**Task requirements**
Pull every line that holds the word "TypeScript" from the entries.

**Recorded information**
......

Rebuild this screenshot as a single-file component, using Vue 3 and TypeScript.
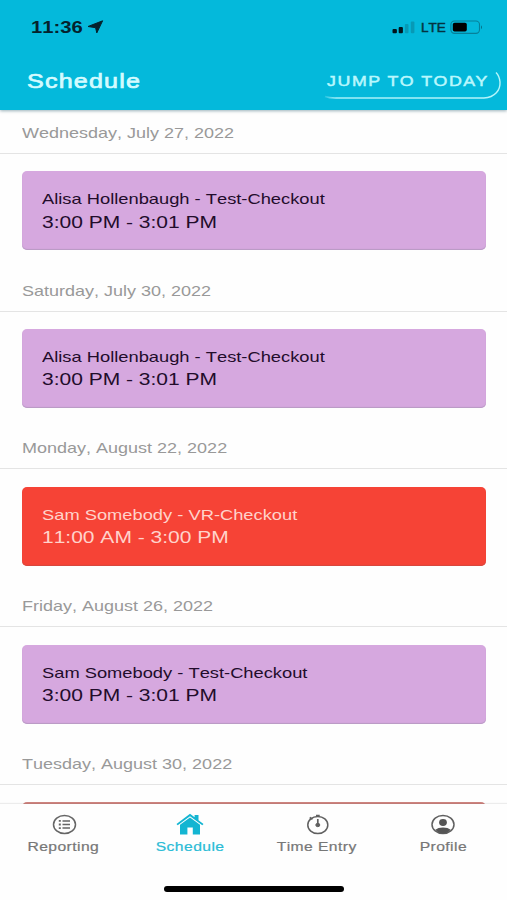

......

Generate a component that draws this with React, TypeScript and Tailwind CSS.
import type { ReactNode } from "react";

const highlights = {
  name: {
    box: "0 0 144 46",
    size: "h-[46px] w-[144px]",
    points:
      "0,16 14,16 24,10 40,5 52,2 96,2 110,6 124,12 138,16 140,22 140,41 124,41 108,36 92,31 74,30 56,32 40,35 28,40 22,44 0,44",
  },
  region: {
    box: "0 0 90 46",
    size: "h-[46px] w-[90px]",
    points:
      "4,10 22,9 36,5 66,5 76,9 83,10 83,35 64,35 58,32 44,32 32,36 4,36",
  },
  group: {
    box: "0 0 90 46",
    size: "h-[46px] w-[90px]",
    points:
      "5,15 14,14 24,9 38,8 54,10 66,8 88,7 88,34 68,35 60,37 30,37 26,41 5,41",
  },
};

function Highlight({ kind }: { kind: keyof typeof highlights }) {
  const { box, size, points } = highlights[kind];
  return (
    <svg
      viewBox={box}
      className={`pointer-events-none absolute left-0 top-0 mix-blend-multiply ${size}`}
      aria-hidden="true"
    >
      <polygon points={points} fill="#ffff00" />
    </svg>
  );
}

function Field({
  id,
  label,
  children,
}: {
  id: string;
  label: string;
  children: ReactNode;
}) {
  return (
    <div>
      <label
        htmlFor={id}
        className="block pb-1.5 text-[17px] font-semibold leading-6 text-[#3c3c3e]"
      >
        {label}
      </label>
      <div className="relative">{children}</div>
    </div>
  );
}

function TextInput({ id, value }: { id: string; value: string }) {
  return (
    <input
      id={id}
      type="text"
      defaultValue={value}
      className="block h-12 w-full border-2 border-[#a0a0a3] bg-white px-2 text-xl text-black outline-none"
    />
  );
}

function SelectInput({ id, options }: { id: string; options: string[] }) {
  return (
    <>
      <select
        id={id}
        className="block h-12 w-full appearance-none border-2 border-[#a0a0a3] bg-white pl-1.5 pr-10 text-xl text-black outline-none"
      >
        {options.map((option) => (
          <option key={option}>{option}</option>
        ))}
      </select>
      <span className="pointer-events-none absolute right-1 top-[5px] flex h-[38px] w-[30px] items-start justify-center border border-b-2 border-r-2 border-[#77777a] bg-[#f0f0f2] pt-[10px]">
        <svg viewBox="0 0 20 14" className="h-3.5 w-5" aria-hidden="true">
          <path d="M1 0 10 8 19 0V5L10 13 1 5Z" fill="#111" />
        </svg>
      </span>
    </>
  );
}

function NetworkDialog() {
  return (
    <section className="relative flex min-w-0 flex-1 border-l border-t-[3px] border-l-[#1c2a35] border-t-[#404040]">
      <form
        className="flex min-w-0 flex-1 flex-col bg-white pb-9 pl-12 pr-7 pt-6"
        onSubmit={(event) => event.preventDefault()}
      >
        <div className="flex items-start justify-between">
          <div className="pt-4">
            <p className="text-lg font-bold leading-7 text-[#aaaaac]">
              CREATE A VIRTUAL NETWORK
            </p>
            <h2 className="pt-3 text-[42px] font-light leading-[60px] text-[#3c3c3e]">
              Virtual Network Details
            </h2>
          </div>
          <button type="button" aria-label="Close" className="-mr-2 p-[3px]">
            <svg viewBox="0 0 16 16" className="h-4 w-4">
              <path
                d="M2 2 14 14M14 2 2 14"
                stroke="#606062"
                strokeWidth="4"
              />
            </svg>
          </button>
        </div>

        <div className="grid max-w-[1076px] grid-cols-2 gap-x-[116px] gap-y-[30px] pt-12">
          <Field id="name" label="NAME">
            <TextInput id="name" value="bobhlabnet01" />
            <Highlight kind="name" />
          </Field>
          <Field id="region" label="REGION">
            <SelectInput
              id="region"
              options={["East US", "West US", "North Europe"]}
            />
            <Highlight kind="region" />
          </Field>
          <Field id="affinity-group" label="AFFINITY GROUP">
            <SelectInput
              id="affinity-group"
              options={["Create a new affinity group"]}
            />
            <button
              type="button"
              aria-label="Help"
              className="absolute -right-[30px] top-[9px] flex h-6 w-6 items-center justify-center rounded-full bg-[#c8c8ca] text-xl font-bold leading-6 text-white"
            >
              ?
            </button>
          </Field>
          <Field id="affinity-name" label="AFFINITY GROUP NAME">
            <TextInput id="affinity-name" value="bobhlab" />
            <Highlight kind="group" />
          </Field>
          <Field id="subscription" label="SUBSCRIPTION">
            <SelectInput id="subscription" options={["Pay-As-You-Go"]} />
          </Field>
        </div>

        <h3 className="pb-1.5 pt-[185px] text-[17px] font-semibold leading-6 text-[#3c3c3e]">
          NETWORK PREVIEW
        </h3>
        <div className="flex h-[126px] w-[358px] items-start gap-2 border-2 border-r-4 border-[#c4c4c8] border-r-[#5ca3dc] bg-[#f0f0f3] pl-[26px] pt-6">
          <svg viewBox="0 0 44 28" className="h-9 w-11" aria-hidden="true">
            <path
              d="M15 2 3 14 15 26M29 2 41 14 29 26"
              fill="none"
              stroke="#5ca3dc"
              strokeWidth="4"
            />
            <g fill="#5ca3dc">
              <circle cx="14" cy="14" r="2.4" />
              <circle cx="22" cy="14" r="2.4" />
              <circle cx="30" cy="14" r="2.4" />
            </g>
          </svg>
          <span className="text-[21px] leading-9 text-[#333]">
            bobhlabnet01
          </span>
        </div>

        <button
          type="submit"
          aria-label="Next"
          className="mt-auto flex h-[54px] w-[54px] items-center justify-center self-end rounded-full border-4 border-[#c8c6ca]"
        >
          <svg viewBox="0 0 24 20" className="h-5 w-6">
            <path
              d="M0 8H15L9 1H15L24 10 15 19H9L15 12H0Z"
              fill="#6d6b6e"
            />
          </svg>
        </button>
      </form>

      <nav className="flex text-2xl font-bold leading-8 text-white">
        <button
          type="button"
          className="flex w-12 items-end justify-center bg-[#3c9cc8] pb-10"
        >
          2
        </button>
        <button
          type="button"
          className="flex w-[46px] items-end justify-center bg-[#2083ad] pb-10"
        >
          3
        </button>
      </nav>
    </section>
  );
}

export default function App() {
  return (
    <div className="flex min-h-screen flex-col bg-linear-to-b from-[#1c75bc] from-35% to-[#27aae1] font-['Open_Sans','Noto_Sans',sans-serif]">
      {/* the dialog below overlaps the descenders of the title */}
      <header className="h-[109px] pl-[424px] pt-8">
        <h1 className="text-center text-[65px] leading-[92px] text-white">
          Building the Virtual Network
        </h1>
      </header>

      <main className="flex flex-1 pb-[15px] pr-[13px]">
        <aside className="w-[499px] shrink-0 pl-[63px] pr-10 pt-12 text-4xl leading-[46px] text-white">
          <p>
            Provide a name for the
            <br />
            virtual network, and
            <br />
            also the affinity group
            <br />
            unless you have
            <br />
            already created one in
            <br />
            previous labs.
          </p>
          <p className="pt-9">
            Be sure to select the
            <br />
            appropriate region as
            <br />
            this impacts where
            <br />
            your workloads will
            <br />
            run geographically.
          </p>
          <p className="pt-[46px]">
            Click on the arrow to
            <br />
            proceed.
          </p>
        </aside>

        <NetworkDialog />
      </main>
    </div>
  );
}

......

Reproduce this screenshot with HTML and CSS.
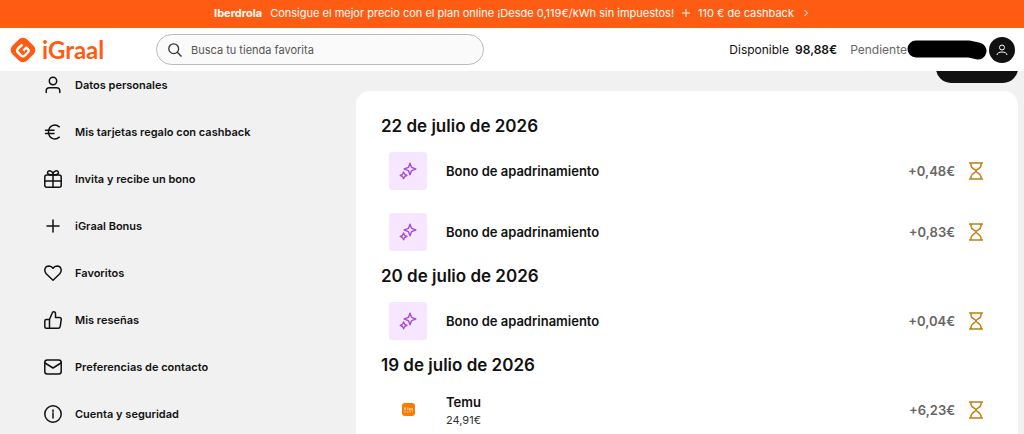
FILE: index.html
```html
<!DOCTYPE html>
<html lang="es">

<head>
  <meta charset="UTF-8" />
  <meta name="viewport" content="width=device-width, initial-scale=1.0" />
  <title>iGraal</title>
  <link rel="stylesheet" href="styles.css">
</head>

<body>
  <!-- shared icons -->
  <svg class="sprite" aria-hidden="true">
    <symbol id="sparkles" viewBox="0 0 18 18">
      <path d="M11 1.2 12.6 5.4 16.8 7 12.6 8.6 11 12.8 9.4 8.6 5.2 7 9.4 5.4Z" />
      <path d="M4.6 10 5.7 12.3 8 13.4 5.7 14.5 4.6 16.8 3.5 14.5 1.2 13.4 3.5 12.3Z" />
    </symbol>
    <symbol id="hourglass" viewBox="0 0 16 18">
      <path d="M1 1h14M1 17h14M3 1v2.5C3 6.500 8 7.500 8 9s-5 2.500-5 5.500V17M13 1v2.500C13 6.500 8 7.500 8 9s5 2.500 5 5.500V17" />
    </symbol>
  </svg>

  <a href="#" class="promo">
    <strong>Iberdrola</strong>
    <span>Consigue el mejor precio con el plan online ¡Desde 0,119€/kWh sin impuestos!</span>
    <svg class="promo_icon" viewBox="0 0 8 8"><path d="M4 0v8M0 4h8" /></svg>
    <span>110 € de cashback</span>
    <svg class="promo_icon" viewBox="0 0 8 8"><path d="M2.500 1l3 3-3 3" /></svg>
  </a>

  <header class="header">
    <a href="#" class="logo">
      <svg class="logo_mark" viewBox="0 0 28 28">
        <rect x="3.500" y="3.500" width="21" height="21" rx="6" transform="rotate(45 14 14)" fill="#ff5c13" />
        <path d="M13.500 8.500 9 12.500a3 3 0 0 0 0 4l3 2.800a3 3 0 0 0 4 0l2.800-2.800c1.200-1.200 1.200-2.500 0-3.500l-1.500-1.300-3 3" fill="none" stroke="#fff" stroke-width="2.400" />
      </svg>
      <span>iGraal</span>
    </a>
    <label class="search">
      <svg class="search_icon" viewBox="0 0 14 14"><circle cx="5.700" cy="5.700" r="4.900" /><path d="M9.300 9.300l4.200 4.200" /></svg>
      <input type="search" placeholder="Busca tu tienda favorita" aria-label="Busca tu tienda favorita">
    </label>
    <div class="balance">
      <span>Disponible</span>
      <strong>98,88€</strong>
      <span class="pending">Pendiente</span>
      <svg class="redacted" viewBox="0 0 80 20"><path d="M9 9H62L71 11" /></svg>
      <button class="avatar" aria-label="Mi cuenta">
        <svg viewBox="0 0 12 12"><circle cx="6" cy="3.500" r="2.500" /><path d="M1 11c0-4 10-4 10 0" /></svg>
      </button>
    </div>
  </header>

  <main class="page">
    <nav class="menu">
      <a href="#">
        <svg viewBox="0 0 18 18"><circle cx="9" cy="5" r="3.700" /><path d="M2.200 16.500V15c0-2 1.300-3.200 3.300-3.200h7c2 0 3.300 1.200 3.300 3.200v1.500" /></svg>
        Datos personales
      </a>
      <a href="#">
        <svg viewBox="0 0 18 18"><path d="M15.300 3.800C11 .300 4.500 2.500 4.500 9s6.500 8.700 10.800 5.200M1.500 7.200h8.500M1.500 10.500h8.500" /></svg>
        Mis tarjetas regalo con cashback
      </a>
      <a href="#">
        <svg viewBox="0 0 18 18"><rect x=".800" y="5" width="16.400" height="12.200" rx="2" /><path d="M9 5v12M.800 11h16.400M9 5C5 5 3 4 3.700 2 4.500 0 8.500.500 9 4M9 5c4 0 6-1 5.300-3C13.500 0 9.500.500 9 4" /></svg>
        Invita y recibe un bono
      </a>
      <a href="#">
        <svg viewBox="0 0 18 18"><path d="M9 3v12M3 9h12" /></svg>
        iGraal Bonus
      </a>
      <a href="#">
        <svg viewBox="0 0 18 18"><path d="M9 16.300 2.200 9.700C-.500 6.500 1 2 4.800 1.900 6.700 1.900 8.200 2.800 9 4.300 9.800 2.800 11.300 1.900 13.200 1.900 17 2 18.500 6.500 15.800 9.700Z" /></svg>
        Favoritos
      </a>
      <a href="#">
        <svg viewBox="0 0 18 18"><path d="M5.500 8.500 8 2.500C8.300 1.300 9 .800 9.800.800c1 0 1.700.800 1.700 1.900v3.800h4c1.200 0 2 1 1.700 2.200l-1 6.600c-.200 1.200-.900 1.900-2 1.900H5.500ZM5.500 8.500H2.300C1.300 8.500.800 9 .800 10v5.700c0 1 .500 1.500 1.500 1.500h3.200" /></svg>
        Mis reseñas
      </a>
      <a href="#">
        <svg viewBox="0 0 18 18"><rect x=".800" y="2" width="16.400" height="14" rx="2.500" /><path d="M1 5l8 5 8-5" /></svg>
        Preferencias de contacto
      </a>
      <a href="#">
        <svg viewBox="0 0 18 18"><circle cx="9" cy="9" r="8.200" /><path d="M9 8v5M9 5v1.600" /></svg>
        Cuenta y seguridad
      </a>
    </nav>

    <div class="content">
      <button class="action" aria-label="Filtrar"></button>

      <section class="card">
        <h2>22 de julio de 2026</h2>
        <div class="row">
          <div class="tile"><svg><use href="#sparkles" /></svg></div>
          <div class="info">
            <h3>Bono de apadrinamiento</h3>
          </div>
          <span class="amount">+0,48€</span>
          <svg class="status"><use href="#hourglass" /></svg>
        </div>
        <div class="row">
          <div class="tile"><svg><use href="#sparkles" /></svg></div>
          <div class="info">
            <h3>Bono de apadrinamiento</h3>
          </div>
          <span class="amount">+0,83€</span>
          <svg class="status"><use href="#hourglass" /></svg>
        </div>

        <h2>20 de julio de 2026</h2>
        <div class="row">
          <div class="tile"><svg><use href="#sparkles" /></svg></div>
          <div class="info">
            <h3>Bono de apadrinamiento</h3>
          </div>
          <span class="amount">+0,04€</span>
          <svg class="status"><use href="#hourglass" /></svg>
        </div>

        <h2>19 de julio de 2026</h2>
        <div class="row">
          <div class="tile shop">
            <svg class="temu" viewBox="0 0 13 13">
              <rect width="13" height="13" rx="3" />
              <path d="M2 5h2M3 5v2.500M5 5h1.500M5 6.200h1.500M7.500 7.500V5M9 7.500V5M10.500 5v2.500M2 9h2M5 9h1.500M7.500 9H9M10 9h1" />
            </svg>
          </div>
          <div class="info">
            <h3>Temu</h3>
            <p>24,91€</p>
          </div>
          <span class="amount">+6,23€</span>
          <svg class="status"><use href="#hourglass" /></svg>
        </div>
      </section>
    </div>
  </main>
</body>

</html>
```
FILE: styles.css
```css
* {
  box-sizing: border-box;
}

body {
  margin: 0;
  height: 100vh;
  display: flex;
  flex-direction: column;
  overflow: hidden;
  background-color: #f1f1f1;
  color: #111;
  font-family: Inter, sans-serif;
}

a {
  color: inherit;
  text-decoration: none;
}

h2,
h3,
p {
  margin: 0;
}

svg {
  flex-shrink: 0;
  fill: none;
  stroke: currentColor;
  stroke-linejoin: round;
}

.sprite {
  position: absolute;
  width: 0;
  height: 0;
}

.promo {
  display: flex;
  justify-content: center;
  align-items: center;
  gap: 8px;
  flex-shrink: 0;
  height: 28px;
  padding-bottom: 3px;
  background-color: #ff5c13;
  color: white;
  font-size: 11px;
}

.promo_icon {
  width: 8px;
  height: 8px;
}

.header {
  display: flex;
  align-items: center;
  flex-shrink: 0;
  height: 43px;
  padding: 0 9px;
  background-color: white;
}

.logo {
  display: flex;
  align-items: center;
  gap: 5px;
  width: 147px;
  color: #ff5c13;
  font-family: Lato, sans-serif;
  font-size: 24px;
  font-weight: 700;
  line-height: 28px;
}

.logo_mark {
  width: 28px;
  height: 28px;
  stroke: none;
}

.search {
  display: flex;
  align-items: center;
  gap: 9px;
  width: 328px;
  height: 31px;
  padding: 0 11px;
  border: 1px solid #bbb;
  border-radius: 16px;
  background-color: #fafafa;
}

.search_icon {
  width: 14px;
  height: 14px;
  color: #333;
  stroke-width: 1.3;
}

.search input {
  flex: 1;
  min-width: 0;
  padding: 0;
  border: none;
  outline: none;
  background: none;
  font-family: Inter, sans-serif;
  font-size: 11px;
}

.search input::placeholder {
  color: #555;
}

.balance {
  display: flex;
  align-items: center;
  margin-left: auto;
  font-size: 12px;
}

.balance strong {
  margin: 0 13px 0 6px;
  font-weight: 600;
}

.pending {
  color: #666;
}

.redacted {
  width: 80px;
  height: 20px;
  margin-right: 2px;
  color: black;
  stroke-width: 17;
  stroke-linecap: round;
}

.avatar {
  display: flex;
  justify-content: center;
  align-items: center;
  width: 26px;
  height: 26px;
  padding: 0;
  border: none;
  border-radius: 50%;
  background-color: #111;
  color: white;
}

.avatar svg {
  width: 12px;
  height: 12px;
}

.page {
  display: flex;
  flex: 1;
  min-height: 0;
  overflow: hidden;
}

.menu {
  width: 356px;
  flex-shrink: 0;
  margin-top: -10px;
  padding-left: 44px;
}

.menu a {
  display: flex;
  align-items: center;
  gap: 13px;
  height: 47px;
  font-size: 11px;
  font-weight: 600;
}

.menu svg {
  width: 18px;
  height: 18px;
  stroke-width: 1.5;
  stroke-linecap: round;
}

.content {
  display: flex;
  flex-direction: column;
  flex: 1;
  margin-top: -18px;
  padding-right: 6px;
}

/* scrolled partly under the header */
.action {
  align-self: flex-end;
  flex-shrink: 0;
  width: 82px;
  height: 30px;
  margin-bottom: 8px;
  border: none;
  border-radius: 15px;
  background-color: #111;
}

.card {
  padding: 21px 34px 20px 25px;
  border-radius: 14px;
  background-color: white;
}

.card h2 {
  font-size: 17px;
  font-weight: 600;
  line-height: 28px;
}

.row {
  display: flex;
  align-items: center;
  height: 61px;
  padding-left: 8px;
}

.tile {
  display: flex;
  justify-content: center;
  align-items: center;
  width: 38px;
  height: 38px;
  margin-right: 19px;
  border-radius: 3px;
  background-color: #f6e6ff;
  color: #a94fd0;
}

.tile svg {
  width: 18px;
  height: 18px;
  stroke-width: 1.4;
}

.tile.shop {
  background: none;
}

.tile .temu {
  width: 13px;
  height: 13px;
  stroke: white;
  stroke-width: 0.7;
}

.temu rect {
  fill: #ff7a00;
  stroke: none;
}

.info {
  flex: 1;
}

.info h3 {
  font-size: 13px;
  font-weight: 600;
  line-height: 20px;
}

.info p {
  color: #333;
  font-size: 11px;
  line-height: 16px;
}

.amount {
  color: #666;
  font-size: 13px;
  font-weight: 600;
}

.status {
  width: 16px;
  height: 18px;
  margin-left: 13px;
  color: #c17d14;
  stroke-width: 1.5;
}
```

......

**Solved exercise**
Rebuild this screenshot as a single-file component, using Vue 3 and TypeScript.
Generate a component that draws this with React, TypeScript and Tailwind CSS.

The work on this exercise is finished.